--- begin ---

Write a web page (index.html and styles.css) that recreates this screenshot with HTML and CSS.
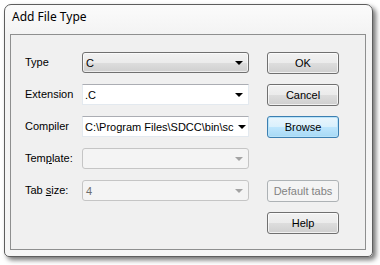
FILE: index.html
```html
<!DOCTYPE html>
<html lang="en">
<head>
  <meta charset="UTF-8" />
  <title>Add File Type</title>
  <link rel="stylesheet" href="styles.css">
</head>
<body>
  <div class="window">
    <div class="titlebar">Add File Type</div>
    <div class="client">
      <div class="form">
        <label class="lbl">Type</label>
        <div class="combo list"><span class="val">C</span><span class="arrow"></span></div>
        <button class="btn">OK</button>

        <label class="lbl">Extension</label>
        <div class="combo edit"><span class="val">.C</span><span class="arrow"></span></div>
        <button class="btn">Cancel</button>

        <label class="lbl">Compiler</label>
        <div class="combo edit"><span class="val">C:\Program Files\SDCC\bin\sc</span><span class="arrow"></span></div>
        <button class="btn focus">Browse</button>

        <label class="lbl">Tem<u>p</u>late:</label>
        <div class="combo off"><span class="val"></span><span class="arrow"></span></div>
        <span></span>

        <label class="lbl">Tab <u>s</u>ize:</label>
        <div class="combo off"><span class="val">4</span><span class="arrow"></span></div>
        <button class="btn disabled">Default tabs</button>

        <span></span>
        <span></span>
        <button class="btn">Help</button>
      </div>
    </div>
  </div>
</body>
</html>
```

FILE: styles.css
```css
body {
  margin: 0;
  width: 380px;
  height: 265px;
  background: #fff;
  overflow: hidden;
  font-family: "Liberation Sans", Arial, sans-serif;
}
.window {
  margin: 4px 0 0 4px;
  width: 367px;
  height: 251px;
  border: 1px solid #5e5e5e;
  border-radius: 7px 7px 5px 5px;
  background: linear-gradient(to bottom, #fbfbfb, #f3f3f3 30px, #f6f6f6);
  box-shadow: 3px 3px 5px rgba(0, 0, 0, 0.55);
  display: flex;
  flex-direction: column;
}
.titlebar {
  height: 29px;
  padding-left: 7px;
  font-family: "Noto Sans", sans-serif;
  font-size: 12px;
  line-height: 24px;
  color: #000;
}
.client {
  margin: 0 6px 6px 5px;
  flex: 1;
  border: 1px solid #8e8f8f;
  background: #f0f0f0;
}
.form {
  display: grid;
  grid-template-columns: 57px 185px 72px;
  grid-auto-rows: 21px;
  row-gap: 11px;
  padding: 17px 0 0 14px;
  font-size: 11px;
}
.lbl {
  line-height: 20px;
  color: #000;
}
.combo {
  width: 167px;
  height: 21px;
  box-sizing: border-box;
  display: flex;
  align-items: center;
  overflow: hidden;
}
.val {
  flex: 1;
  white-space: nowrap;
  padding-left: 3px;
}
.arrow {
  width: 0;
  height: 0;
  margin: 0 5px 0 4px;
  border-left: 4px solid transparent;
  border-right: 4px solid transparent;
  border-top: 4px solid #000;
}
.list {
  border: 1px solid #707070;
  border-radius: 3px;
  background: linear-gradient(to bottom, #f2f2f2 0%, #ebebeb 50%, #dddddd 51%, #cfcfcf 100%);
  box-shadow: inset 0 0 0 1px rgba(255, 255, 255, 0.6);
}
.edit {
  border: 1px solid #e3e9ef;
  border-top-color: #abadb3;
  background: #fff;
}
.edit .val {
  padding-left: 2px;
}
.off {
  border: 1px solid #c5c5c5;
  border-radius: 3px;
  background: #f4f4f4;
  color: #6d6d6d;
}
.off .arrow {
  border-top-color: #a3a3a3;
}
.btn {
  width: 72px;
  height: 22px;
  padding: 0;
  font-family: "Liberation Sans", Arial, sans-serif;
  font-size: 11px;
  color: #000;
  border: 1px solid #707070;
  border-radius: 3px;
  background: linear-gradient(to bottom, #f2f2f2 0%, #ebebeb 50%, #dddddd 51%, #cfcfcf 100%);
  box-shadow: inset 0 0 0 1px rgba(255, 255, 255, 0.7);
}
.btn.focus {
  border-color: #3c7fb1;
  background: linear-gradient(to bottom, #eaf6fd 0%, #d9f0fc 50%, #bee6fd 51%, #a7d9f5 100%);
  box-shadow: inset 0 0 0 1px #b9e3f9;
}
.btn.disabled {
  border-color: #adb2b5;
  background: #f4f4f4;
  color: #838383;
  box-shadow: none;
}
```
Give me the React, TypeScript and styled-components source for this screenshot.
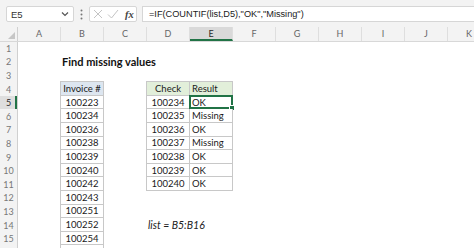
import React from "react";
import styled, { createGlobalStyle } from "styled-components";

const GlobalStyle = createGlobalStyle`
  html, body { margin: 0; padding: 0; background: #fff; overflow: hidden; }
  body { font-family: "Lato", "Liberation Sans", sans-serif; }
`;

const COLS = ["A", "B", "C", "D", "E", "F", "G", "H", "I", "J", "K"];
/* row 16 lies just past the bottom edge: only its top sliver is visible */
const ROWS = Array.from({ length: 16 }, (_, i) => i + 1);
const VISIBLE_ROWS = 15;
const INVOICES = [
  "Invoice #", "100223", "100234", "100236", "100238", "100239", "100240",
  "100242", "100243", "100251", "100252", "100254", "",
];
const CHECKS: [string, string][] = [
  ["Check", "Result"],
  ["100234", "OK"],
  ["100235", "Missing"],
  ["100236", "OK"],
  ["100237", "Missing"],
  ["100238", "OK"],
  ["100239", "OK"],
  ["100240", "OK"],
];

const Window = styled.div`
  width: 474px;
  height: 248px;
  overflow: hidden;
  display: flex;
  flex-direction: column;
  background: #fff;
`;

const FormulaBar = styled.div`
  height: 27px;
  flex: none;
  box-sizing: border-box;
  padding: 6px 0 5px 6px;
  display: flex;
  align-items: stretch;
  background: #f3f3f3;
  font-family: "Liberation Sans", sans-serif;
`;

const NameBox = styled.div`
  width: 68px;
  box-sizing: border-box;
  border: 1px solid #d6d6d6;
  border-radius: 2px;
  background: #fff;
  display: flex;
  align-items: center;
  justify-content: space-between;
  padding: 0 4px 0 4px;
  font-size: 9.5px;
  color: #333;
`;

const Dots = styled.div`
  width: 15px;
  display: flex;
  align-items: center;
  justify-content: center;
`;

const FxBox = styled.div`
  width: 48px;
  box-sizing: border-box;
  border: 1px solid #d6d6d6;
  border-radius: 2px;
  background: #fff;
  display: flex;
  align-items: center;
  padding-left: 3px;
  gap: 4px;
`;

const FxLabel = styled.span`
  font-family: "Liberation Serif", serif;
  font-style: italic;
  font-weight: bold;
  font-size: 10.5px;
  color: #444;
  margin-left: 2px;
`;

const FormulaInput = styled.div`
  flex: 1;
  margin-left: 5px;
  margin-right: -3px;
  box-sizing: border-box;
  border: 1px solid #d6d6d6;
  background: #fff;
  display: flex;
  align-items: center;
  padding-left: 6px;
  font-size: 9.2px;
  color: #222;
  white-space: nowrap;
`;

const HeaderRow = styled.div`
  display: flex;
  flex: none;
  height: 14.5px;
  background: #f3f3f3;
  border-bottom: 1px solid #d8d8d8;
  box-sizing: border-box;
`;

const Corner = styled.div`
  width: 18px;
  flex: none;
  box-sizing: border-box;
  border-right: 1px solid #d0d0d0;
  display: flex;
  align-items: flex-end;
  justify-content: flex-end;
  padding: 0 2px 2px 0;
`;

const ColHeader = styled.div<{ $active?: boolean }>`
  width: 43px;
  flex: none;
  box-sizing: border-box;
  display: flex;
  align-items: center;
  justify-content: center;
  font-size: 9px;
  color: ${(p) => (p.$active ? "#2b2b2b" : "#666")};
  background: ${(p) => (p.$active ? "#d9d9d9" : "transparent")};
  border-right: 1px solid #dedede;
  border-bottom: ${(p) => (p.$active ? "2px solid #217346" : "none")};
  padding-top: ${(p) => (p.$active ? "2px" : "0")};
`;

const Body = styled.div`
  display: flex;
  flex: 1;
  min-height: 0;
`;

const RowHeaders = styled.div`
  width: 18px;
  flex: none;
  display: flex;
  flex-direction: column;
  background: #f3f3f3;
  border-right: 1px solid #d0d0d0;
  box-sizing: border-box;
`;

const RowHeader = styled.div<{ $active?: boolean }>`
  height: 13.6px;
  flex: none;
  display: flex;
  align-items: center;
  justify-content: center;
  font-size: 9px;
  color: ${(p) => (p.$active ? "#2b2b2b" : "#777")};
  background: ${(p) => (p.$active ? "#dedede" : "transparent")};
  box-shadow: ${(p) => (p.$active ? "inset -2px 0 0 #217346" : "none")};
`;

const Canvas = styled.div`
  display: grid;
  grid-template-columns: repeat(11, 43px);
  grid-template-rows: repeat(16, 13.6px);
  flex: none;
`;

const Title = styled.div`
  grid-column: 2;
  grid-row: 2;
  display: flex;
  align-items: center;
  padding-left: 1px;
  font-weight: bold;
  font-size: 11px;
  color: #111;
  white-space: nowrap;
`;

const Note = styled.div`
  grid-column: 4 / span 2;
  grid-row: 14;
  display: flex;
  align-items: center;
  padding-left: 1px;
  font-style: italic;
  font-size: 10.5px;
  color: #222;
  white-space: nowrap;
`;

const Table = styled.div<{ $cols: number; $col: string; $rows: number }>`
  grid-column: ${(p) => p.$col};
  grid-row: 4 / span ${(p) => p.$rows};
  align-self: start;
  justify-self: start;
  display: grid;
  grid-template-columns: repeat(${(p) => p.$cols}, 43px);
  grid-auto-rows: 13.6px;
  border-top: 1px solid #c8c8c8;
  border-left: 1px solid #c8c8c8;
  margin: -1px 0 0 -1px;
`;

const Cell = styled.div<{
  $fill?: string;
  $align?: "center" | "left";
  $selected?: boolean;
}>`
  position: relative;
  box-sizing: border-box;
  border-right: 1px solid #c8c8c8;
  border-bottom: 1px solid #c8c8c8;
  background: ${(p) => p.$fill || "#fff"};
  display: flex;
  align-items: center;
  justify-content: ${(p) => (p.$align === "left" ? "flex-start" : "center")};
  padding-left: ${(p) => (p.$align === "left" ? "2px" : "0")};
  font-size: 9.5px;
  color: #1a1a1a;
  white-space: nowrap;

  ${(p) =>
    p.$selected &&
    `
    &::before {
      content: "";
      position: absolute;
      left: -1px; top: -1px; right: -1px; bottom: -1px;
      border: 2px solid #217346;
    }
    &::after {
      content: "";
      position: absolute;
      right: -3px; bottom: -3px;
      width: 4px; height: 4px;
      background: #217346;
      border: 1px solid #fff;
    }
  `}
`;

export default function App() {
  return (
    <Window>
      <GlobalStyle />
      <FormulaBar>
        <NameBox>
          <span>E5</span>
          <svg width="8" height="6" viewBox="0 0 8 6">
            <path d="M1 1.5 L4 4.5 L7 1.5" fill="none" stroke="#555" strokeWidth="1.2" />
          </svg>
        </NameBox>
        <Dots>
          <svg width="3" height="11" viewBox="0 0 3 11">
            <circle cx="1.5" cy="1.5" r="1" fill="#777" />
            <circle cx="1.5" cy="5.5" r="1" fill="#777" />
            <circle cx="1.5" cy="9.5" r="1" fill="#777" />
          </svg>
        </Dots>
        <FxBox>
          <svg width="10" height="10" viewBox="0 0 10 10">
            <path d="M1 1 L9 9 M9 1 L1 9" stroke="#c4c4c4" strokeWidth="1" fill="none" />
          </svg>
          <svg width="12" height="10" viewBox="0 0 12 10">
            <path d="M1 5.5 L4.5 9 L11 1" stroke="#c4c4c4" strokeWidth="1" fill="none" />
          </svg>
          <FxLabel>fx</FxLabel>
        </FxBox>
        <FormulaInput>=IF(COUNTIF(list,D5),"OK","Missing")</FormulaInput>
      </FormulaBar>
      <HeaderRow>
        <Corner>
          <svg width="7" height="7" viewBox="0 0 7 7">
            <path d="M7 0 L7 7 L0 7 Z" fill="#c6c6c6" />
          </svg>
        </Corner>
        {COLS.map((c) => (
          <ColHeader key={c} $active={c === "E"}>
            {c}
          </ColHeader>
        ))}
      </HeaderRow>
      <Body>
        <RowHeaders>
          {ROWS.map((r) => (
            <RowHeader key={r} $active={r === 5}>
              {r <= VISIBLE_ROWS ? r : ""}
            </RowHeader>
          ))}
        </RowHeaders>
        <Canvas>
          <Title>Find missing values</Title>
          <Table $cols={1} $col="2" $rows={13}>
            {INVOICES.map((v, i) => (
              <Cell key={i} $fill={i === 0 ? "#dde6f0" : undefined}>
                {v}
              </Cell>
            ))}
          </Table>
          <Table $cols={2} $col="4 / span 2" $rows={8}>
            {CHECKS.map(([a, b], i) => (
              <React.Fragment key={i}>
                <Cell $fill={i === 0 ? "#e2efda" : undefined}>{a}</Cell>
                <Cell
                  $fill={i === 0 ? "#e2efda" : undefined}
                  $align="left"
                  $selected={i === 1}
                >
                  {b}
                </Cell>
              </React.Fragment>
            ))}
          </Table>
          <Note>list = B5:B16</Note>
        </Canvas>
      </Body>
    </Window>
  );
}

--- end ---

● **Objective**: Collect from the data above every line that includes "React".

● **Problem solution**:
Give me the React, TypeScript and styled-components source for this screenshot.
import React from "react";
              <React.Fragment key={i}>
              </React.Fragment>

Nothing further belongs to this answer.